-- Dataset --

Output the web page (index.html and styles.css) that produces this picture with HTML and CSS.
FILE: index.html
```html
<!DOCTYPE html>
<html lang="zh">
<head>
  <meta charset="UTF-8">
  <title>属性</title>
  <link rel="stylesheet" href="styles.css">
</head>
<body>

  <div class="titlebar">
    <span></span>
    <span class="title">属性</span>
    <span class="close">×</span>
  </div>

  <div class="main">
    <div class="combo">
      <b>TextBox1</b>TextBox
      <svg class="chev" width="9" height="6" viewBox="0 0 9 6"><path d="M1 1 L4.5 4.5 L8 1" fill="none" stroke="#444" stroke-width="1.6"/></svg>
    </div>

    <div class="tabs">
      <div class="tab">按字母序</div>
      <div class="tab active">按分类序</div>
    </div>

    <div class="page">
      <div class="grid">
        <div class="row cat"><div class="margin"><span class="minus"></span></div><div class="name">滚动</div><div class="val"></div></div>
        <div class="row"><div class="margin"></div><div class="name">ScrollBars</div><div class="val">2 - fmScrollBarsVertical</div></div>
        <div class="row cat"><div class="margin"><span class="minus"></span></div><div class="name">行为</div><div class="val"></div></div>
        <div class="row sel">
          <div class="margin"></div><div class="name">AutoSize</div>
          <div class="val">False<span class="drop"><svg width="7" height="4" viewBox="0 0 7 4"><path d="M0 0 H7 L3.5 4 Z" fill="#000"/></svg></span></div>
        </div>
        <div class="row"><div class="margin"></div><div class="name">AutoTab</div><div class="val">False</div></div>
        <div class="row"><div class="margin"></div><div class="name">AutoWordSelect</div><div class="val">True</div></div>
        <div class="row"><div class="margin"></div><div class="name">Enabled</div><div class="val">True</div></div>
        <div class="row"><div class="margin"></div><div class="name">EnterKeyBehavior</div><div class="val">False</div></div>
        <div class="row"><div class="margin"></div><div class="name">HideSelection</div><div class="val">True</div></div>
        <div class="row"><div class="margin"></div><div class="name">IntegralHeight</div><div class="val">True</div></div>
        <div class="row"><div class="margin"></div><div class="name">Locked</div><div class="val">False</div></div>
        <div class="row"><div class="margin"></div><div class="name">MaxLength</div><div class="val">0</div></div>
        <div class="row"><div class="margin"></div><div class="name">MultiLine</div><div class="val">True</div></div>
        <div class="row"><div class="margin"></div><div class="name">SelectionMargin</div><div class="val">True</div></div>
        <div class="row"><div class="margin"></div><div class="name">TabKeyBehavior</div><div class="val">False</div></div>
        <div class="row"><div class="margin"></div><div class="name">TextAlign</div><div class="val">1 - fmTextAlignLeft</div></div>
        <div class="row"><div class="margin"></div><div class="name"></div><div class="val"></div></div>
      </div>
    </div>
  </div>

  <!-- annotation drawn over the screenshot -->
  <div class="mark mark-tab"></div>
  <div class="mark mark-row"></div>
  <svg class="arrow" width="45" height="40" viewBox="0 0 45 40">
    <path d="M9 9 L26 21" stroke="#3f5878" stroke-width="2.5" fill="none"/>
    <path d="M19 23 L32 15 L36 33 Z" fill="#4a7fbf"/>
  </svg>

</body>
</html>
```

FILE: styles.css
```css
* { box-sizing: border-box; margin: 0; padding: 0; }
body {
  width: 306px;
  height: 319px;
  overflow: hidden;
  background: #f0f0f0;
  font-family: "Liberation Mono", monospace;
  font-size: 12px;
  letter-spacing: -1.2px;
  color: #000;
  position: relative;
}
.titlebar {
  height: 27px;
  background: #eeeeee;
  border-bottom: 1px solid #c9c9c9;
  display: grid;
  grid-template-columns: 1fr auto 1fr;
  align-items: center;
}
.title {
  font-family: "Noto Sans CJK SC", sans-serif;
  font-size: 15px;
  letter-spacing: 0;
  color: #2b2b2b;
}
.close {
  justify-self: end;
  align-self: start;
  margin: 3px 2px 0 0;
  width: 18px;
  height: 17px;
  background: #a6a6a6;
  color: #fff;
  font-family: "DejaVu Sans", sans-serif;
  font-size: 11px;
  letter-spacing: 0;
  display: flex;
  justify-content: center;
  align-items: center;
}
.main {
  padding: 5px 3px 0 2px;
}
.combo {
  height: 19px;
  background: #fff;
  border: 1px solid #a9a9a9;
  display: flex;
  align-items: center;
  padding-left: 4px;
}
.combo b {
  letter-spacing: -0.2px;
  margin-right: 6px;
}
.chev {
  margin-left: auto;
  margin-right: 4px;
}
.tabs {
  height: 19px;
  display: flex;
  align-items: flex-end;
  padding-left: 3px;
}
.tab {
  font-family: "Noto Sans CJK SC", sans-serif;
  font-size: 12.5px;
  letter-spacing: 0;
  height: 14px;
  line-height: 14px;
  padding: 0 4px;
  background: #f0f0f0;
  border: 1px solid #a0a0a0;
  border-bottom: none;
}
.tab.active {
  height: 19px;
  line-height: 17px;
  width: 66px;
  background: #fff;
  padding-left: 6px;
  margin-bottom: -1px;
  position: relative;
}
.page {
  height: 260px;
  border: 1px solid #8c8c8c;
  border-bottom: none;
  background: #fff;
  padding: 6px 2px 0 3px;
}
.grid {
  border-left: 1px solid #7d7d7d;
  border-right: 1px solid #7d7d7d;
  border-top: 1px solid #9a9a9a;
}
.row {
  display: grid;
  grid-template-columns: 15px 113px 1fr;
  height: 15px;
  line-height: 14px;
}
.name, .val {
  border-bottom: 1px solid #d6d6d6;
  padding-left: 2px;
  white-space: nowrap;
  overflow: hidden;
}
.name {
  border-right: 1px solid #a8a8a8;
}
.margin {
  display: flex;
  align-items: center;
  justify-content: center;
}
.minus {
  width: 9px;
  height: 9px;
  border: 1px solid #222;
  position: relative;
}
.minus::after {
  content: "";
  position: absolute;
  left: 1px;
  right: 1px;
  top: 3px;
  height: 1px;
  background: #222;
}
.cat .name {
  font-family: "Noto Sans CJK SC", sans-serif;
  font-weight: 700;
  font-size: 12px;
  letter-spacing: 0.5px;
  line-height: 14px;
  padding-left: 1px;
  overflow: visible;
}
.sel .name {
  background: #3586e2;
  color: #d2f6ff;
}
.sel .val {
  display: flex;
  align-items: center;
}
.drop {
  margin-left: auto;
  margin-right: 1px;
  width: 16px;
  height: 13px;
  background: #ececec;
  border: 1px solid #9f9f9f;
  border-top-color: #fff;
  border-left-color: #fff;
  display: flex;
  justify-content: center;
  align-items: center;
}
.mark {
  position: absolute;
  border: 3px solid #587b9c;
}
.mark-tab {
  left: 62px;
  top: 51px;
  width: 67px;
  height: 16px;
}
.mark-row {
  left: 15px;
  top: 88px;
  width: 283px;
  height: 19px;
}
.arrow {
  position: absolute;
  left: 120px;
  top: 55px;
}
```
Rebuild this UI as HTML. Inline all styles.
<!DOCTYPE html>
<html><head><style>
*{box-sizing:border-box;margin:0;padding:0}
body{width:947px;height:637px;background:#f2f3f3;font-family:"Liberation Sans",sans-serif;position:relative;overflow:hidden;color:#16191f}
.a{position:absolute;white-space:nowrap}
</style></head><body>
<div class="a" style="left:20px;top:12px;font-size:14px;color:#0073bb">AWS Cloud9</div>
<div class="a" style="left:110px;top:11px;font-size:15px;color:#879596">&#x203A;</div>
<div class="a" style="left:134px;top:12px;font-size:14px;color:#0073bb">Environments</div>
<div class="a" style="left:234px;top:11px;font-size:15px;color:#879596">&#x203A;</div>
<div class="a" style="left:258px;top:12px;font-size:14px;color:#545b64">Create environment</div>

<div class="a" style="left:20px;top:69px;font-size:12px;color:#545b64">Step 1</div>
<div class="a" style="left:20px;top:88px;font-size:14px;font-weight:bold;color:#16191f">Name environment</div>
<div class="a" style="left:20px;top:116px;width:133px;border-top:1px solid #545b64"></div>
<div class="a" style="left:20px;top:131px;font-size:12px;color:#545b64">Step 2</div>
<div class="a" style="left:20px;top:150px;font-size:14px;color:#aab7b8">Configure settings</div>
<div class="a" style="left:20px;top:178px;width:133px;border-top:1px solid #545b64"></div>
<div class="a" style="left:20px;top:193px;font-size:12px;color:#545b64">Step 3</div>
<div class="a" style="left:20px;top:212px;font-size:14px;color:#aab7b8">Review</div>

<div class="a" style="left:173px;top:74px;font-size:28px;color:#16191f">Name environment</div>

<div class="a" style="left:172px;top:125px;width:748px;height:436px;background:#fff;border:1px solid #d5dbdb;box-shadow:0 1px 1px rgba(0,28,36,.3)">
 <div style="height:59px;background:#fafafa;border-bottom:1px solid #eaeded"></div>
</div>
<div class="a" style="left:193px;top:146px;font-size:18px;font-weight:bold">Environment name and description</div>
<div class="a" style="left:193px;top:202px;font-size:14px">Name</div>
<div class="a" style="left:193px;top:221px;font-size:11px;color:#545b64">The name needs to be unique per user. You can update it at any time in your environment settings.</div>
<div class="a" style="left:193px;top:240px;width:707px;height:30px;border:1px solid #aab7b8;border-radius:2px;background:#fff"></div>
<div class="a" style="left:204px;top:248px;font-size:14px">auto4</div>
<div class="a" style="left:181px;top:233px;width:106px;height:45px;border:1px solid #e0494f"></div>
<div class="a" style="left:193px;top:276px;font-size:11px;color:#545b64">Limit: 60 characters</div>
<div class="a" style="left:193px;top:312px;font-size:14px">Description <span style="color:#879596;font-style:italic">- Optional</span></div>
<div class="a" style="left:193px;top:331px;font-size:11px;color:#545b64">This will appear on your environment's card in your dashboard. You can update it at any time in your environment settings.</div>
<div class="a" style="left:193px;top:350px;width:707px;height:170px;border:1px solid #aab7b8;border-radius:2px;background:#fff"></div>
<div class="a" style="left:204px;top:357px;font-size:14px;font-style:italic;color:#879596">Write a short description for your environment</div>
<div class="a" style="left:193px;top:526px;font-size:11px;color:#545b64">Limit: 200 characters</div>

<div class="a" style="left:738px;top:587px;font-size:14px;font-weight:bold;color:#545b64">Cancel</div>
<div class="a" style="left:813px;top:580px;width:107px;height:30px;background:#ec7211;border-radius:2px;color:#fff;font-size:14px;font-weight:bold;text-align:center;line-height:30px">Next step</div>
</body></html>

-- Given task --
Lines that hold "page" are the ones to copy; find all of them.

-- Final answer --
Output the web page (index.html and styles.css) that produces this picture with HTML and CSS.
    <div class="page">
.page {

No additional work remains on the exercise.